The menu is short and sweet, with a couple of pepperoni offerings (one drizzled in hypnotic homemade hot honey), a Margherita, marinara, Hawaiian, veggie and mushroom supplemented by signature effort ‘The Jabba’, coated in Finocchiona salami, ‘nduja, jalapeños and sweet peppers. As founder Adelaide Winter explains, Ramona are just getting started.
“There’s a lot more to come and there were so many ideas that didn’t make it. We’re just starting out. We want to make our pizza the best it can be and do things properly. We get a bit better everyday and will keep trying new things.
“We first saw Detroit style in the states. We loved everything about it. Especially because it’s so good with a beer. Then we got onto making sauces and learning about focaccia. Then there’s the dipping sauces. All proper pizzerias have their own house sauces. We make ours fresh everyday and have seven now and counting. Detroit pizza is for dipping and dunking. “
It’s hard to disagree when that first hit of hot honey passes your lips, numbing them like a hundred tiny bee stings, but in a good way. Does that make sense? Probably not. All common sense and rational thought abandons you when you’re slathering lashings of Ramona’s house honeys over your ‘za, accentuating the deep porcine notes of the perfectly crispy, chewy ‘roni cups with a delicate, sugary blanket. Yes I’m drooling like a hungry Homer Simpson as I type this.

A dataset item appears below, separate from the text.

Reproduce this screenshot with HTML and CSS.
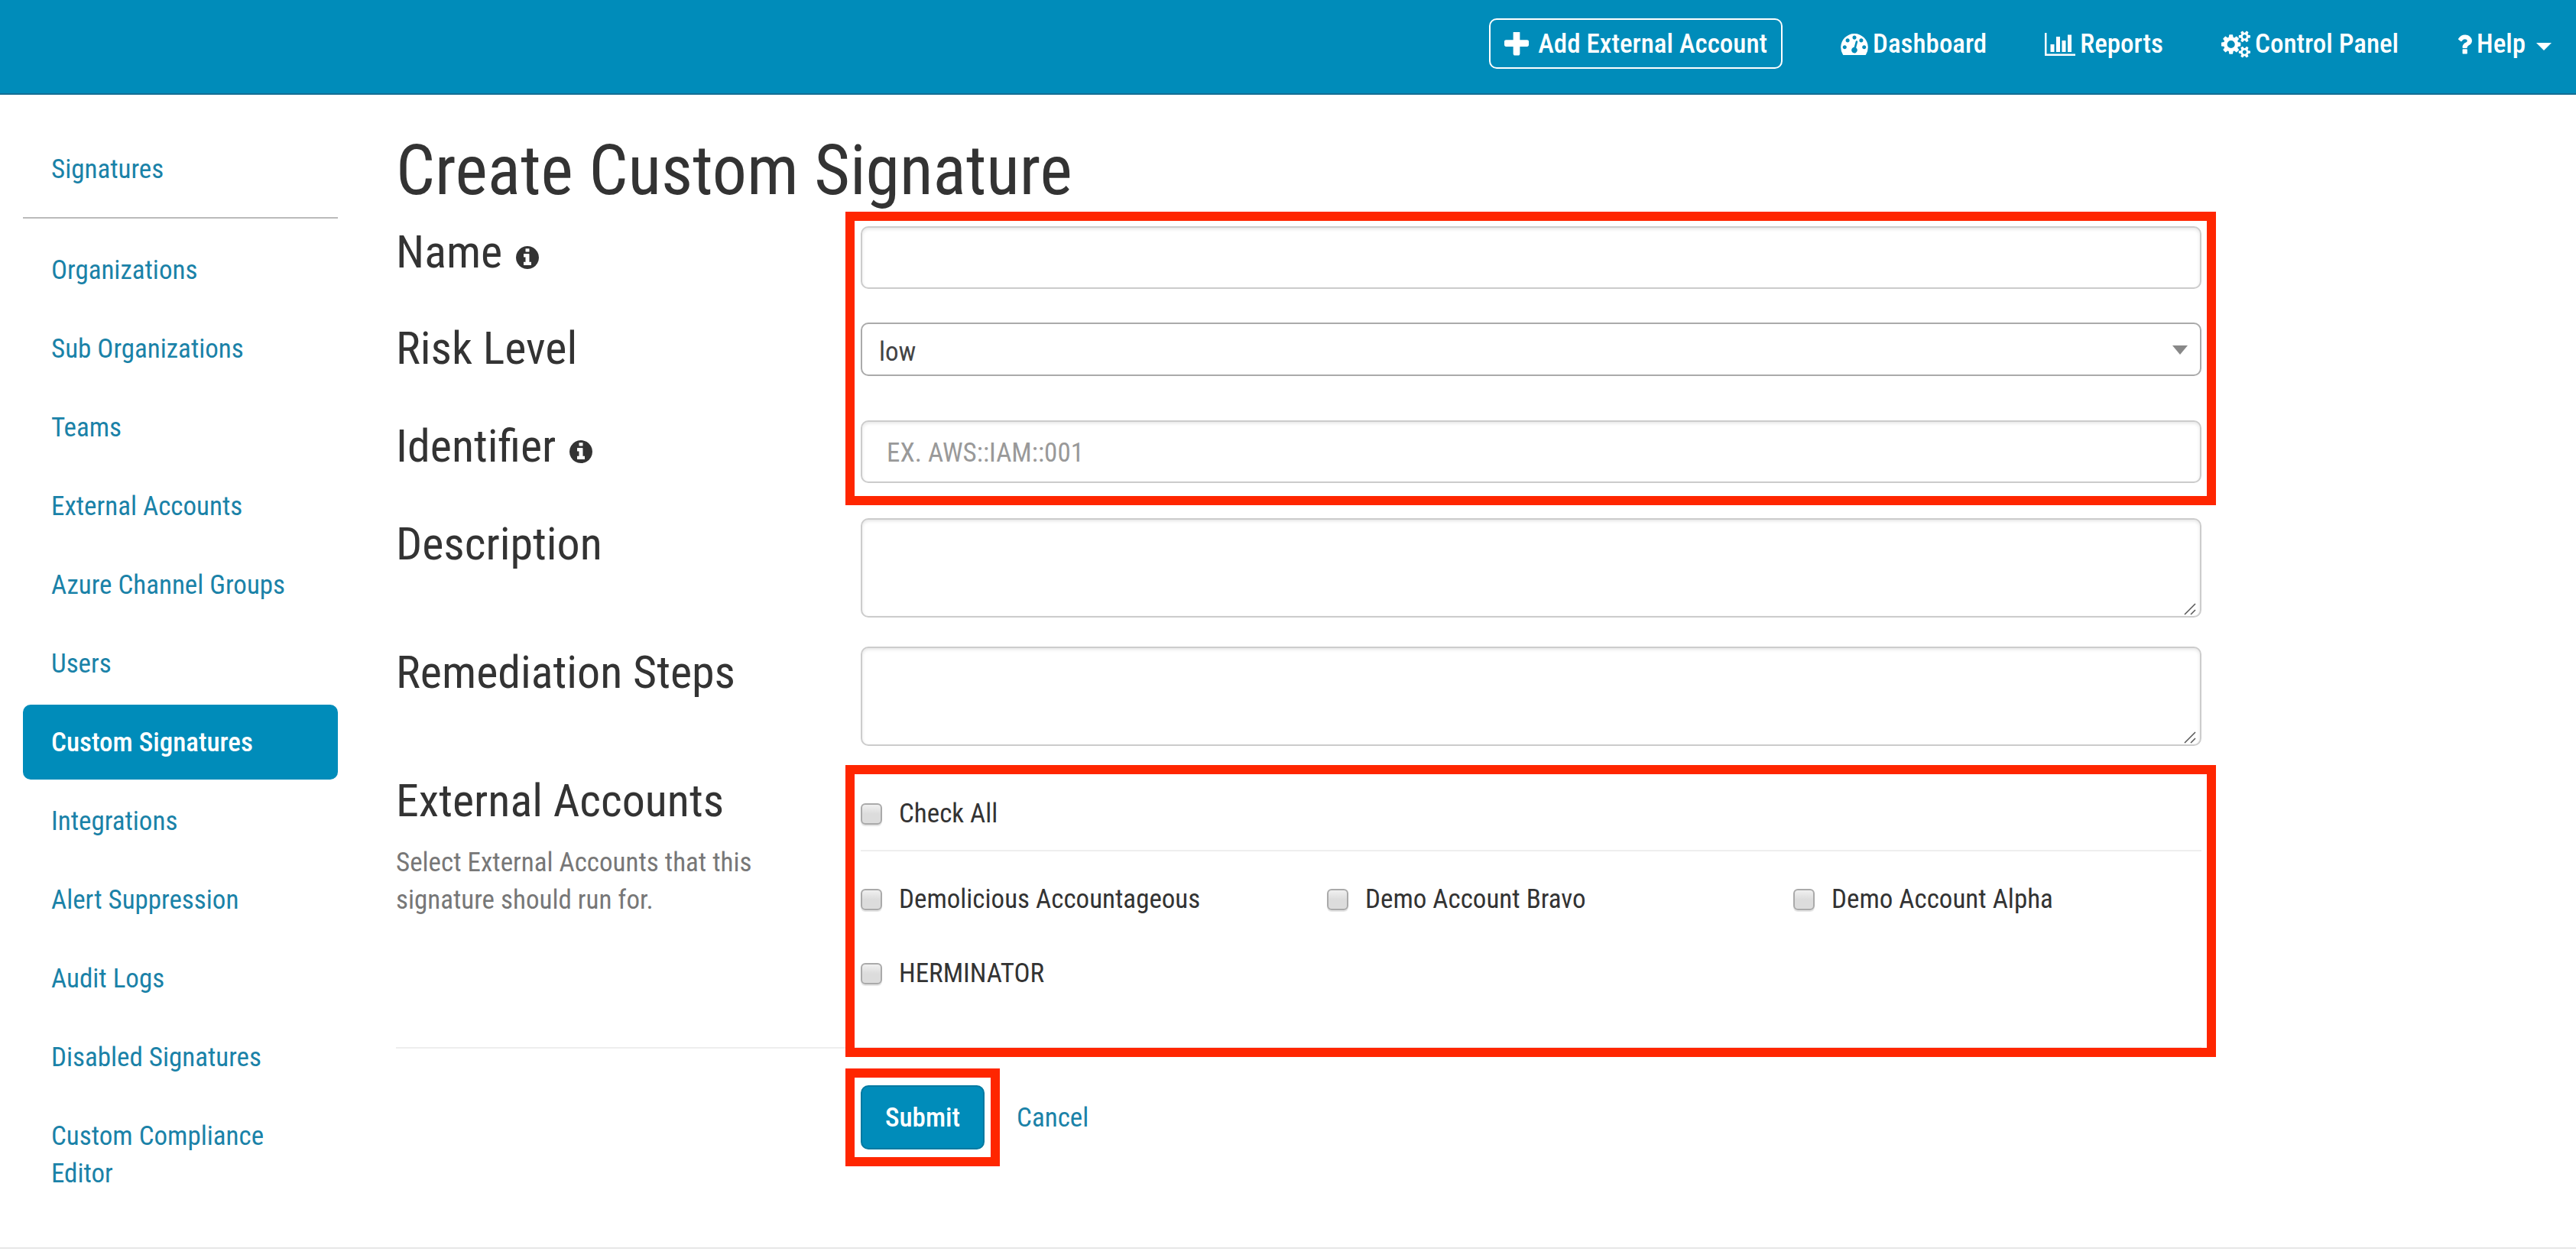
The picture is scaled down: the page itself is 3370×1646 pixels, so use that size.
FILE: index.html
```html
<!DOCTYPE html>
<html lang="en">
<head>
<meta charset="utf-8">
<meta name="viewport" content="width=device-width, initial-scale=1">
<title>Create Custom Signature</title>
<link rel="stylesheet" href="styles.css">
</head>
<body>
<header class="topbar">
  <nav class="topnav" aria-label="Main">
    <a class="topnav__link topnav__link--boxed" href="#"><svg class="icon-plus" viewBox="192 192 1408 1408" aria-hidden="true"><path d="M1600 736v192q0 40-28 68t-68 28h-416v416q0 40-28 68t-68 28h-192q-40 0-68-28t-28-68v-416h-416q-40 0-68-28t-28-68v-192q0-40 28-68t68-28h416v-416q0-40 28-68t68-28h192q40 0 68 28t28 68v416h416q40 0 68 28t28 68z"/></svg>Add External Account</a>
    <a class="topnav__link" href="#"><svg class="icon-dashboard" viewBox="0 256 1792 1408" aria-hidden="true"><path d="M384 1152q0-53-37.5-90.5t-90.5-37.5-90.5 37.5-37.5 90.5 37.5 90.5 90.5 37.5 90.5-37.5 37.5-90.5zm192-448q0-53-37.5-90.5t-90.5-37.5-90.5 37.5-37.5 90.5 37.5 90.5 90.5 37.5 90.5-37.5 37.5-90.5zm428 481l101-382q6-26-7.5-48.5t-38.5-29.5-48 6.5-30 39.5l-101 382q-60 5-107 43.5t-63 98.5q-20 77 20 146t117 89 146-20 89-117q16-60-6-117t-72-91zm660-33q0-53-37.5-90.5t-90.5-37.5-90.5 37.5-37.5 90.5 37.5 90.5 90.5 37.5 90.5-37.5 37.5-90.5zm-640-640q0-53-37.5-90.5t-90.5-37.5-90.5 37.5-37.5 90.5 37.5 90.5 90.5 37.5 90.5-37.5 37.5-90.5zm448 192q0-53-37.5-90.5t-90.5-37.5-90.5 37.5-37.5 90.5 37.5 90.5 90.5 37.5 90.5-37.5 37.5-90.5zm320 448q0 261-141 483-19 29-54 29h-1402q-35 0-54-29-141-221-141-483 0-182 71-348t191-286 286-191 348-71 348 71 286 191 191 286 71 348z"/></svg>Dashboard</a>
    <a class="topnav__link" href="#"><svg class="icon-chart" viewBox="0 128 2048 1536" aria-hidden="true"><path d="M640 896v512h-256v-512h256zm384-512v1024h-256v-1024h256zm1024 1152v128h-2048v-1536h128v1408h1920zm-640-896v768h-256v-768h256zm384-384v1152h-256v-1152h256z"/></svg>Reports</a>
    <a class="topnav__link" href="#"><svg class="icon-cogs" viewBox="0 0 1920 1792" aria-hidden="true"><path d="M896 896q0-106-75-181t-181-75-181 75-75 181 75 181 181 75 181-75 75-181zm768 512q0-52-38-90t-90-38-90 38-38 90q0 53 37.5 90.5t90.5 37.5 90.5-37.5 37.5-90.5zm0-1024q0-52-38-90t-90-38-90 38-38 90q0 53 37.5 90.5t90.5 37.5 90.5-37.5 37.5-90.5zm-384 421v185q0 10-7 19.5t-16 10.5l-155 24q-11 35-32 76 34 48 90 115 7 11 7 20 0 12-7 19-23 30-82.5 89.5t-78.5 59.5q-11 0-21-7l-115-90q-37 19-77 31-11 108-23 155-7 24-30 24h-186q-11 0-20-7.5t-10-17.5l-23-153q-34-10-75-31l-118 89q-7 7-20 7-11 0-21-8-144-133-144-160 0-9 7-19 10-14 41-53t47-61q-23-44-35-82l-152-24q-10-1-17-9.5t-7-19.5v-185q0-10 7-19.5t16-10.5l155-24q11-35 32-76-34-48-90-115-7-11-7-20 0-12 7-20 22-30 82-89t79-59q11 0 21 7l115 90q34-18 77-32 11-108 23-154 7-24 30-24h186q11 0 20 7.5t10 17.5l23 153q34 10 75 31l118-89q8-7 20-7 11 0 21 8 144 133 144 160 0 8-7 19-12 16-42 54t-45 60q23 48 34 82l152 23q10 2 17 10.5t7 19.5zm640 533v140q0 16-149 31-12 27-30 52 51 113 51 138 0 4-4 7-122 71-124 71-8 0-46-47t-52-68q-20 2-30 2t-30-2q-14 21-52 68t-46 47q-2 0-124-71-4-3-4-7 0-25 51-138-18-25-30-52-149-15-149-31v-140q0-16 149-31 13-29 30-52-51-113-51-138 0-4 4-7 4-2 35-20t59-34 30-16q8 0 46 46.5t52 67.5q20-2 30-2t30 2q51-71 92-112l6-2q4 0 124 70 4 3 4 7 0 25-51 138 17 23 30 52 149 15 149 31zm0-1024v140q0 16-149 31-12 27-30 52 51 113 51 138 0 4-4 7-122 71-124 71-8 0-46-47t-52-68q-20 2-30 2t-30-2q-14 21-52 68t-46 47q-2 0-124-71-4-3-4-7 0-25 51-138-18-25-30-52-149-15-149-31v-140q0-16 149-31 13-29 30-52-51-113-51-138 0-4 4-7 4-2 35-20t59-34 30-16q8 0 46 46.5t52 67.5q20-2 30-2t30 2q51-71 92-112l6-2q4 0 124 70 4 3 4 7 0 25-51 138 17 23 30 52 149 15 149 31z"/></svg>Control Panel</a>
    <a class="topnav__link" href="#"><svg class="icon-question" viewBox="384 256 1024 1280" aria-hidden="true"><path d="M1088 1256v240q0 16-12 28t-28 12h-240q-16 0-28-12t-12-28v-240q0-16 12-28t28-12h240q16 0 28 12t12 28zm316-600q0 54-15.5 101t-35 76.5-55 59.5-57.5 43.5-61 35.5q-41 23-68.5 65t-27.5 67q0 17-12 32.5t-28 15.5h-240q-15 0-25.5-18.5t-10.5-37.5v-45q0-83 65-156.5t143-108.5q59-27 84-56t25-76q0-42-46.5-74t-107.5-32q-65 0-108 29-35 25-107 115-13 16-31 16-12 0-25-8l-164-125q-13-10-15.5-25t5.5-28q160-266 464-266 80 0 161 31t146 83 106 127.5 41 158.5z"/></svg>Help<svg class="icon-caret" viewBox="0 0 20 10" aria-hidden="true"><path d="M0 0h20L10 10z"/></svg></a>
  </nav>
</header>

<div class="layout">
  <aside class="sidebar">
    <ul class="menu">
      <li><a class="menu__link" href="#">Signatures</a></li>
    </ul>
    <hr class="sidebar__rule">
    <ul class="menu">
      <li><a class="menu__link" href="#">Organizations</a></li>
      <li><a class="menu__link" href="#">Sub Organizations</a></li>
      <li><a class="menu__link" href="#">Teams</a></li>
      <li><a class="menu__link" href="#">External Accounts</a></li>
      <li><a class="menu__link" href="#">Azure Channel Groups</a></li>
      <li><a class="menu__link" href="#">Users</a></li>
      <li><a class="menu__link menu__link--active" href="#" aria-current="page">Custom Signatures</a></li>
      <li><a class="menu__link" href="#">Integrations</a></li>
      <li><a class="menu__link" href="#">Alert Suppression</a></li>
      <li><a class="menu__link" href="#">Audit Logs</a></li>
      <li><a class="menu__link" href="#">Disabled Signatures</a></li>
      <li><a class="menu__link" href="#">Custom Compliance Editor</a></li>
    </ul>
  </aside>

  <main class="content">
    <h1 class="title">Create Custom Signature</h1>
    <form class="form">
      <div class="group group--basics">
        <div class="row row--first">
          <label class="row__label" for="name">Name <svg class="icon-info" viewBox="128 128 1536 1536" aria-hidden="true"><path d="M1152 1376v-160q0-14-9-23t-23-9h-96v-512q0-14-9-23t-23-9h-320q-14 0-23 9t-9 23v160q0 14 9 23t23 9h96v320h-96q-14 0-23 9t-9 23v160q0 14 9 23t23 9h448q14 0 23-9t9-23zm-128-896v-160q0-14-9-23t-23-9h-192q-14 0-23 9t-9 23v160q0 14 9 23t23 9h192q14 0 23-9t9-23zm640 416q0 209-103 385.5t-279.5 279.5-385.5 103-385.5-103-279.5-279.5-103-385.5 103-385.5 279.5-279.5 385.5-103 385.5 103 279.5 279.5 103 385.5z"/></svg></label>
          <input class="field" id="name" type="text">
        </div>
        <div class="row">
          <label class="row__label" for="risk">Risk Level</label>
          <div class="select">
            <select class="select__control" id="risk">
              <option>low</option>
              <option>medium</option>
              <option>high</option>
            </select>
            <svg class="select__arrow" viewBox="0 0 20 12" aria-hidden="true"><path d="M0 0h20L10 12z"/></svg>
          </div>
        </div>
        <div class="row">
          <label class="row__label" for="identifier">Identifier <svg class="icon-info" viewBox="128 128 1536 1536" aria-hidden="true"><path d="M1152 1376v-160q0-14-9-23t-23-9h-96v-512q0-14-9-23t-23-9h-320q-14 0-23 9t-9 23v160q0 14 9 23t23 9h96v320h-96q-14 0-23 9t-9 23v160q0 14 9 23t23 9h448q14 0 23-9t9-23zm-128-896v-160q0-14-9-23t-23-9h-192q-14 0-23 9t-9 23v160q0 14 9 23t23 9h192q14 0 23-9t9-23zm640 416q0 209-103 385.5t-279.5 279.5-385.5 103-385.5-103-279.5-279.5-103-385.5 103-385.5 279.5-279.5 385.5-103 385.5 103 279.5 279.5 103 385.5z"/></svg></label>
          <input class="field" id="identifier" type="text" placeholder="EX. AWS::IAM::001">
        </div>
      </div>

      <div class="row row--area">
        <label class="row__label" for="description">Description</label>
        <div class="area">
          <textarea class="field field--area" id="description"></textarea>
          <svg class="area__grip" viewBox="0 0 16 16" aria-hidden="true"><path d="M1 15L15 1M9 15l6-6"/></svg>
        </div>
      </div>
      <div class="row row--area">
        <label class="row__label" for="steps">Remediation Steps</label>
        <div class="area">
          <textarea class="field field--area" id="steps"></textarea>
          <svg class="area__grip" viewBox="0 0 16 16" aria-hidden="true"><path d="M1 15L15 1M9 15l6-6"/></svg>
        </div>
      </div>

      <div class="group group--accounts" role="group" aria-labelledby="accounts-label">
        <div class="row">
          <div>
            <h2 class="row__label" id="accounts-label">External Accounts</h2>
            <p class="hint">Select External Accounts that this signature should run for.</p>
          </div>
          <div class="accounts">
            <label class="check check--all"><input class="check__box" type="checkbox">Check All</label>
            <div class="accounts__list">
              <label class="check"><input class="check__box" type="checkbox">Demolicious Accountageous</label>
              <label class="check"><input class="check__box" type="checkbox">Demo Account Bravo</label>
              <label class="check"><input class="check__box" type="checkbox">Demo Account Alpha</label>
              <label class="check"><input class="check__box" type="checkbox">HERMINATOR</label>
            </div>
          </div>
        </div>
      </div>

      <div class="actions">
        <div class="actions__submit"><button class="button" type="submit">Submit</button></div>
        <a class="link" href="#">Cancel</a>
      </div>
    </form>
  </main>
</div>
<hr class="page-rule">
</body>
</html>
```

FILE: styles.css
```css
:root {
  --blue: #008cba;
  --blue-dark: #0079a1;
  --link: #1a82a8;
  --text: #333;
  --mark: #ff2600;
  --label-col: 532px;
  --gutter: 76px;
}

* { box-sizing: border-box; }

body {
  margin: 0;
  background: #fff;
  color: var(--text);
  font-family: "Roboto Condensed", "Liberation Sans Narrow", Roboto, sans-serif;
  font-size: 35px;
  line-height: 49px;
}

a { text-decoration: none; }

/* Top bar */
.topbar {
  padding: 24px 32px 32px;
  background: var(--blue);
  border-bottom: 2px solid #146d93;
}

.topnav {
  display: flex;
  justify-content: flex-end;
  gap: 76px;
}

.topnav__link {
  display: flex;
  align-items: center;
  gap: 6px;
  padding: 9px 0 8px;
  color: #fff;
  font-weight: 500;
  white-space: nowrap;
}

.topnav__link svg { fill: currentColor; }

.topnav__link--boxed {
  gap: 12px;
  padding: 7px 18px 6px;
  border: 2px solid #fff;
  border-radius: 10px;
}

.icon-plus { width: 32px; height: 32px; }
.icon-dashboard { width: 36px; height: 28px; }
.icon-chart { width: 40px; height: 30px; }
.icon-cogs { width: 38px; height: 36px; }
.icon-question { width: 20px; height: 26px; }
.icon-caret { width: 20px; height: 10px; margin: 6px 0 0 8px; }

/* Page columns */
.layout {
  display: flex;
  gap: 76px;
  padding: 48px 30px;
}

.sidebar { flex: 0 0 412px; }

.sidebar__rule {
  height: 2px;
  margin: 14px 0 18px;
  border: 0;
  background: #bbb;
}

.menu {
  display: flex;
  flex-direction: column;
  gap: 5px;
  margin: 0;
  padding: 0;
  list-style: none;
}

.menu__link {
  display: block;
  padding: 25px 37px 24px;
  border-radius: 10px;
  color: var(--link);
}

.menu__link--active {
  background: var(--blue);
  color: #fff;
  font-weight: 500;
}

.content {
  flex: 1;
  max-width: 2362px;
  padding-top: 4px;
}

.title {
  margin: 0 0 24px;
  font-size: 90px;
  font-weight: 400;
  line-height: 96px;
}

/* Form rows */
.group { position: relative; }

.group::after,
.actions__submit::after {
  content: "";
  position: absolute;
  border: 12px solid var(--mark);
  pointer-events: none;
}

.group--basics::after { inset: -19px -19px 17px 588px; }
.group--accounts::after { inset: -13px -19px -13px 588px; }
.actions__submit::after { inset: -22px -20px; }

.row {
  display: grid;
  grid-template-columns: var(--label-col) minmax(0, 1fr);
  column-gap: var(--gutter);
  align-items: start;
  min-height: 128px;
}

.row--first { min-height: 126px; }
.row--area { min-height: 168px; }

.row__label {
  margin: 0;
  font-size: 60px;
  font-weight: 400;
  line-height: 68px;
}

.icon-info {
  width: 30px;
  height: 30px;
  margin-left: 4px;
  fill: var(--text);
  vertical-align: -2px;
}

.field {
  display: block;
  width: 100%;
  height: 82px;
  padding: 2px 32px 0;
  border: 2px solid #ccc;
  border-radius: 10px;
  background: #fff;
  box-shadow: inset 0 2px 4px rgba(0, 0, 0, 0.1);
  color: var(--text);
  font: inherit;
}

.field::placeholder { color: #999; opacity: 1; }

.field--area {
  height: 130px;
  padding: 16px 32px;
  resize: none;
}

.area { position: relative; }

.area__grip {
  position: absolute;
  right: 7px;
  bottom: 3px;
  width: 16px;
  height: 16px;
  fill: none;
  stroke: #555;
  stroke-width: 1.5;
}

.select { position: relative; }

.select__control {
  display: block;
  width: 100%;
  height: 70px;
  padding: 6px 60px 0 22px;
  border: 2px solid #aaa;
  border-radius: 10px;
  background: #fff;
  color: #444;
  font: inherit;
  appearance: none;
}

.select__arrow {
  position: absolute;
  top: 30px;
  right: 18px;
  width: 20px;
  height: 12px;
  fill: #888;
  pointer-events: none;
}

/* Account list */
.group--accounts {
  padding-bottom: 72px;
  border-bottom: 2px solid #eee;
}

.hint {
  margin: 22px 0 0;
  color: #777;
}

.accounts { padding-top: 26px; }

.accounts__list {
  display: grid;
  grid-template-columns: repeat(3, 1fr);
  gap: 48px var(--gutter);
  padding-top: 38px;
}

.check {
  display: flex;
  align-items: center;
  gap: 22px;
}

.check--all {
  padding-bottom: 23px;
  border-bottom: 2px solid #eee;
}

.check__box {
  flex: none;
  width: 28px;
  height: 28px;
  margin: 0;
  border: 2px solid #aaa;
  border-radius: 6px;
  background: linear-gradient(#f0f0f0, #dcdcdc 50%);
  box-shadow: 0 2px 1px #e4e4e4;
  appearance: none;
}

/* Buttons */
.actions {
  display: flex;
  align-items: center;
  gap: 42px;
  margin: 48px 0 0 calc(var(--label-col) + var(--gutter));
}

.actions__submit { position: relative; }

.button {
  display: block;
  padding: 16px 30px 15px;
  border: 2px solid var(--blue-dark);
  border-radius: 10px;
  background: var(--blue);
  color: #fff;
  font: inherit;
  font-weight: 500;
}

.link { color: var(--link); }

.page-rule {
  height: 2px;
  margin: 0;
  border: 0;
  background: #e7e7e7;
}
```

The surroundings at Ramona perhaps further exemplify why Detroit style pizza has found such a natural home in Manchester. The cities are inextricably linked through their shared, rich musical and industrial histories, populated by a multicultural mix of grafters and artists, finding beauty in the bricks and mortar. An old mechanic’s garage being gutted and fitted to house a pizzeria where people can throw back slices, bevvies and dance until past midnight couldn’t sum up the shared attitudes of the two cities any better.
Detroit pizza is here to stay. Long may it last.